This month’s column, I want to extend my utmost appreciation to several local businesses that made our Army Armor OCS/Vietnam Reunion so successful the third week in October. Maridel and I hosted a dozen classmates, plus wives, to a week in our beautiful Avila Valley. We especially appreciated the many discounts and perks all these fine businesses gave to the group. Once I mentioned Vietnam Veterans, it was like I said a magic word, and they all went out of their way to honor our service in a challenging time.

They include the San Luis Bay Inn for lodging, followed by the last night at Courtyard by Marriott, “Meet and Greet” at Mr. Ricks, private Lighthouse tour, winery tour, and box lunch at Kelsey’s See Canyon Winery catered by Trish Jacobs of Paso Catering, Apple Barn visit, a Pacific Coast Sunset Santa Maria Style BBQ at Spyglass Inn with great comps as well at Novo the next night.

Because our Tanya Tucker performance was canceled as well a play at the San Luis Obispo Repertory Theatre and nothing else available, we rented the Rep for our own show and lined up Brynn Albanese, a local Violinist, for a fantastic hour show, and the use of the stage for each of us to speak about what we did in the service after graduation and in life interspersed with singalongs ending with “God Bless the USA” – naturally. Then a private tour of the Warbirds Museum in Paso Robles, over to the San Simeon Pier for a box lunch, elephant seals, Morro Bay walkabout at the scenic fishing fleet, cocktail party at our home, followed by the SLO Thursday Night Market. We finished throwing axes into the targets at Battle Ax – that was hilarious watching a bunch of 80-year-olds, after a few adult beverages, trying to stick axes. The latent warrior mentality came out for sure!
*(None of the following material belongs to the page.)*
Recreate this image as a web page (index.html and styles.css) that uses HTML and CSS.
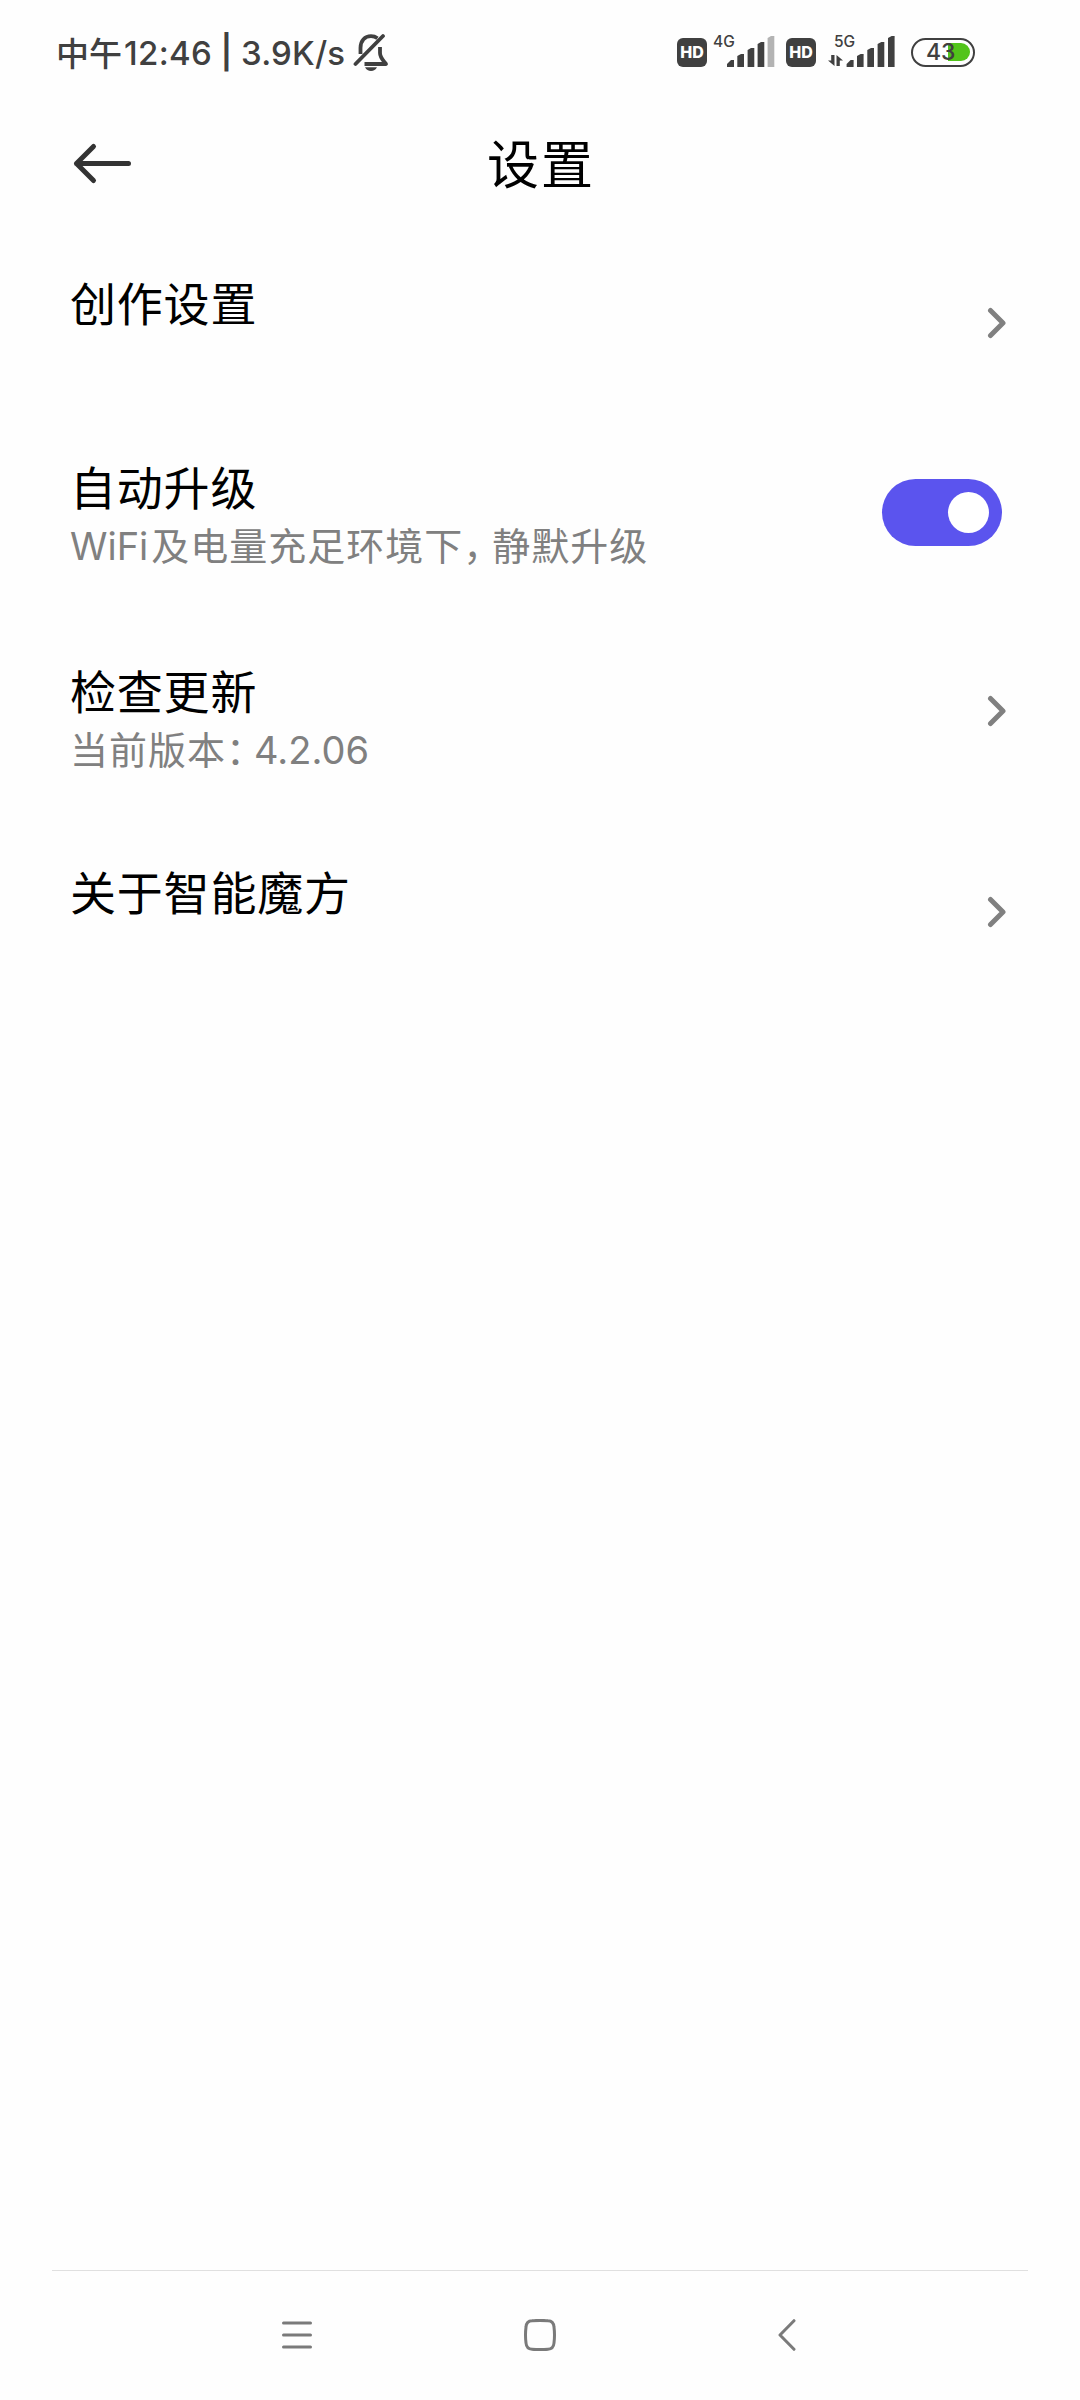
FILE: index.html
```html
<!DOCTYPE html>
<html lang="zh-CN">
<head>
    <meta charset="UTF-8">
    <meta name="viewport" content="width=device-width, initial-scale=1.0">
    <title>设置</title>
    <link rel="stylesheet" href="styles.css">
</head>
<body>
    <div class="statusbar">
        <div class="status-left">
            <span class="status-cn">中午</span><span class="status-time">12:46</span><span class="status-sep">|</span><span class="status-speed">3.9K/s</span>
            <svg class="bell" width="36" height="38" viewBox="0 0 36 38" fill="none" stroke="#404040" stroke-width="3.8">
                <path d="M7.5 21V15C7.5 7.5 12 3.2 18 3.2C20.5 3.2 22.5 3.8 24.5 5.2"/>
                <path d="M27 14V20C27 24.5 29.5 26.5 33 31H11.5" stroke-linejoin="round"/>
                <path d="M2.5 31L30 3" stroke-linecap="round"/>
                <path d="M12 34.2H24Q22 38 18 38T12 34.2Z" fill="#404040" stroke="none"/>
            </svg>
        </div>
        <div class="status-right">
            <span class="hd">HD</span>
            <div class="signal">
                <span class="net">4G</span>
                <svg width="48" height="32" viewBox="0 0 48 32" fill="#404040">
                    <path d="M0 31V28L4 24H7V31Z"/>
                    <path d="M10.3 31V20L14 18H17V31Z"/>
                    <path d="M20.6 31V14L24 12H27.3V31Z"/>
                    <path d="M30.6 31V8L34 6H37.3V31Z"/>
                    <path d="M40.6 31V2L44 0H47.3V31Z" fill="#b3b3b3"/>
                </svg>
            </div>
            <span class="hd">HD</span>
            <div class="signal signal-5g">
                <span class="net">5G</span>
                <svg width="67" height="32" viewBox="0 0 67 32" fill="#404040">
                    <path d="M3.2 19H6.5V30L0 24.5H3.2ZM8.5 19L15 24.5H11.8V30H8.5Z"/>
                    <path d="M18.6 31V28L22.6 24H25.6V31Z"/>
                    <path d="M29 31V20L32.6 18H35.6V31Z"/>
                    <path d="M39.3 31V14L43 12H46V31Z"/>
                    <path d="M49.6 31V8L53.3 6H56.3V31Z"/>
                    <path d="M60 31V2L63.6 0H66.6V31Z"/>
                </svg>
            </div>
            <div class="battery">
                <div class="battery-level"></div>
                <span class="battery-text">43</span>
            </div>
        </div>
    </div>

    <header class="header">
        <svg class="back" width="60" height="44" viewBox="0 0 60 44" fill="none" stroke="#333" stroke-width="5" stroke-linecap="round" stroke-linejoin="round">
            <path d="M21.5 4.5L4.5 21.5L21.5 38.5M4.5 21.5H56.5"/>
        </svg>
        <h1>设置</h1>
    </header>

    <main class="list">
        <div class="item item-create">
            <div class="item-text">
                <div class="title">创作设置</div>
            </div>
            <svg class="chevron" width="20" height="34" viewBox="0 0 20 34"><path d="M3.5 4.5L16 17L3.5 29.5"/></svg>
        </div>
        <div class="item item-upgrade">
            <div class="item-text">
                <div class="title">自动升级</div>
                <div class="desc"><span class="wifi">WiFi</span>及电量充足环境下<span class="comma">，</span>静默升级</div>
            </div>
            <div class="switch"><div class="knob"></div></div>
        </div>
        <div class="item item-check">
            <div class="item-text">
                <div class="title">检查更新</div>
                <div class="desc">当前版本<span class="colon">：</span><span class="version">4.2.06</span></div>
            </div>
            <svg class="chevron" width="20" height="34" viewBox="0 0 20 34"><path d="M3.5 4.5L16 17L3.5 29.5"/></svg>
        </div>
        <div class="item item-about">
            <div class="item-text">
                <div class="title">关于智能魔方</div>
            </div>
            <svg class="chevron" width="20" height="34" viewBox="0 0 20 34"><path d="M3.5 4.5L16 17L3.5 29.5"/></svg>
        </div>
    </main>

    <nav class="navbar">
        <svg width="30" height="32" viewBox="0 0 30 32" fill="none" stroke="#7a7a7a" stroke-width="3" stroke-linecap="round">
            <path d="M1.5 4H28.5M1.5 16H28.5M1.5 28H28.5"/>
        </svg>
        <svg class="home" width="32" height="32" viewBox="0 0 32 32" fill="none" stroke="#7a7a7a" stroke-width="3">
            <path d="M8 1.8Q16 1 24 1.8Q29.5 2 30 8Q31 16 30 24Q29.5 30 24 30.2Q16 31 8 30.2Q2.5 30 2 24Q1 16 2 8Q2.5 2 8 1.8Z"/>
        </svg>
        <svg width="18" height="32" viewBox="0 0 18 32" fill="none" stroke="#7a7a7a" stroke-width="3" stroke-linecap="round" stroke-linejoin="round">
            <path d="M16 1.7L2 16L16 30.3"/>
        </svg>
    </nav>
</body>
</html>
```
FILE: styles.css
```css
* {
    box-sizing: border-box;
}

body {
    font-family: "Noto Sans CJK SC", "Noto Sans", sans-serif;
    background-color: #fefefe;
    margin: 0;
    width: 1080px;
    height: 2400px;
    color: #000;
    display: flex;
    flex-direction: column;
    overflow: hidden;
}

/* barra de estado */
.statusbar {
    height: 104px;
    padding: 0 105px 0 56px;
    display: flex;
    justify-content: space-between;
    align-items: center;
    color: #404040;
}

.status-left {
    display: flex;
    align-items: center;
    height: 104px;
    font-size: 33px;
    font-weight: 500;
    line-height: 104px;
    white-space: nowrap;
}

.status-time,
.status-speed {
    font-family: "Inter", sans-serif;
    padding-top: 2px;
}

.status-time {
    margin-left: 2px;
    letter-spacing: 0.3px;
}

.status-sep {
    width: 29px;
    font-family: "Inter", sans-serif;
    font-weight: 600;
    text-align: center;
}

.status-speed {
    letter-spacing: 0.2px;
}

.bell {
    margin-left: 8px;
}

.status-right {
    display: flex;
    align-items: center;
}

.hd {
    width: 30px;
    height: 29px;
    border-radius: 6px;
    background-color: #404040;
    color: #fff;
    font-family: "Inter", sans-serif;
    font-size: 16px;
    font-weight: 800;
    line-height: 29px;
    text-align: center;
}

.signal {
    position: relative;
    height: 32px;
    margin: 0 11px 0 20px;
}

.signal svg {
    display: block;
}

.signal-5g {
    margin: 0 16px 0 12px;
}

.net {
    position: absolute;
    top: -2px;
    left: -14px;
    font-family: "Inter", sans-serif;
    font-size: 15.5px;
    font-weight: 500;
    line-height: 15px;
}

.signal-5g .net {
    left: 6px;
}

.battery {
    position: relative;
    width: 64px;
    height: 29px;
    border: 2.5px solid #404040;
    border-radius: 15px;
    padding: 3px;
    display: flex;
    justify-content: flex-end;
}

.battery-level {
    width: 22px;
    height: 18px;
    background-color: #52c41a;
    border-radius: 0 9px 9px 0;
}

.battery-text {
    position: absolute;
    left: 13px;
    top: 0;
    font-family: "Inter", sans-serif;
    font-size: 23px;
    font-weight: 500;
    line-height: 25px;
}

/* cabecera */
.header {
    height: 119px;
    padding: 0 70px 0 72px;
    display: grid;
    grid-template-columns: 60px 1fr 60px;
    align-items: center;
}

.header h1 {
    margin: 0 0 4px;
    font-size: 52px;
    font-weight: 400;
    line-height: 76px;
    letter-spacing: 2px;
    text-align: center;
}

.back {
    display: block;
}

/* lista */
.list {
    flex: 1;
    padding: 0 73px 0 70px;
}

.item {
    display: flex;
    justify-content: space-between;
    align-items: center;
}

.item-create {
    height: 199px;
}

.item-create .title,
.item-about .title {
    margin-bottom: 43px;
}

.item-upgrade {
    height: 180px;
}

.item-upgrade .item-text {
    padding-top: 4px;
}

.item-check {
    height: 218px;
}

.item-check .item-text {
    padding-top: 14px;
}

.item-about {
    height: 183px;
}

.title {
    font-size: 46px;
    line-height: 58px;
    letter-spacing: 0.8px;
}

.desc {
    margin-top: 3px;
    font-size: 38px;
    line-height: 54px;
    letter-spacing: 1px;
    color: #808080;
    white-space: nowrap;
}

.wifi,
.version {
    font-family: "Inter", sans-serif;
    letter-spacing: 0;
}

.wifi {
    margin-right: 3px;
}

.comma {
    letter-spacing: -9px;
}

.colon {
    letter-spacing: -10px;
}

.chevron {
    fill: none;
    stroke: #808080;
    stroke-width: 5;
    stroke-linecap: round;
    stroke-linejoin: round;
}

.switch {
    width: 120px;
    height: 67px;
    margin-right: 5px;
    padding: 13px;
    border-radius: 34px;
    background-color: #5b54ee;
    display: flex;
    justify-content: flex-end;
}

.knob {
    width: 41px;
    height: 41px;
    border-radius: 50%;
    background-color: #fff;
}

/* barra de navegación */
.navbar {
    height: 130px;
    margin: 0 52px;
    padding: 0 232px 1px 230px;
    border-top: 1px solid #e0e0e0;
    display: flex;
    justify-content: space-between;
    align-items: center;
}

.home {
    margin-right: 10px;
}
```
Vietnam Era Vets did not get a warm welcome home, nor have our Afghanistan comrades, it appears, so it was heartwarming that these fine establishments went a long way to help soothe that wound. All of us were married, college graduates, and into our business careers which we thought in 1966 would put us low on the list for the draft. Instead, we found out it put us near the top of the list because they were drafting so many kids, the Army desperately needed young mature Army officers to take control of the training companies for Basic Training (Boot Camp), Advanced Individual Training (AIT), and Officer Candidate School (OCS). Many of us had two years of ROTC training that was required at the UC and State Universities at the time, so another reason to induct us. Most of us stayed stateside as company commanders and instructors, and of the ones that did go over, we had one casualty and several severely wounded, especially the helicopter pilots. We started with 120 in our class and ended up with ninety-one graduating, and since then, we have lost twenty-two with several in declining health.

The group coming to the Reunion three months ago was thirty-five, but doctors nixed participation for a dozen because of compromising health problems and not to risk flying in from all over the country because of Covid. The big incentive to graduate was that anyone that flunked out, because of our familiarity and understanding of machine guns, especially the famous .50 caliber still in use today, found themselves over a rice paddy staring out an open helicopter door behind one within the month. That job was rated as one of the worst places to be in the war. Most of us had not seen each other for 55 years, but as the war stories of our ten months of hell started flowing, it was like it was just yesterday. There really is a “Band of Brothers” bonding that happens in the service. I cannot remember when I laughed and hooted so much in a long time.

Personally, I stayed stateside at Ft. Knox the whole time in the service. In Basic Training, as a farm boy who grew up with rifles, pistols, and shotguns, I took “Top Gun” in the M-1 qualification out of 213 recruits that happened literally in a snowstorm – I missed a couple of targets because I could not see the darn silhouettes! For my effort, I got an unheard-of weekend pass in the middle of Boot Camp! That effort pegged me for staying at the Armor School in the Weapons Department running tank firing ranges and classroom instruction to OCS candidates and other ranks on all types of tank weapons, ammunition, firing techniques, and writing Training Manuals. The one manual that kept me from going to Vietnam because I was scheduled to go as soon as I got my 1st Lieutenant bar was for a new Top-Secret tank that fired a round with no shell casing. Everything went out the barrel, and it also could interchangeably fire a TOW missile. A captain, West Point graduate, and I were the only ones at Ft. Knox allowed to fire the darn thing which could not hit the broad side of the barn. When in the middle of testing and writing the manual, he got orders back to Vietnam, leaving me to finish up, which took an extra month. That left me less than 11 months to my discharge and too short for the 12-month tour of duty to take the trip overseas. They made a couple of hundred of the light tanks, M551, that saw little combat time, and not much later, the tank was discontinued being manufactured. For me, it was a fantastic, life-changing time to become more grounded, better well rounded, disciplined to an extent possible, and proud to this day to be an American Soldier.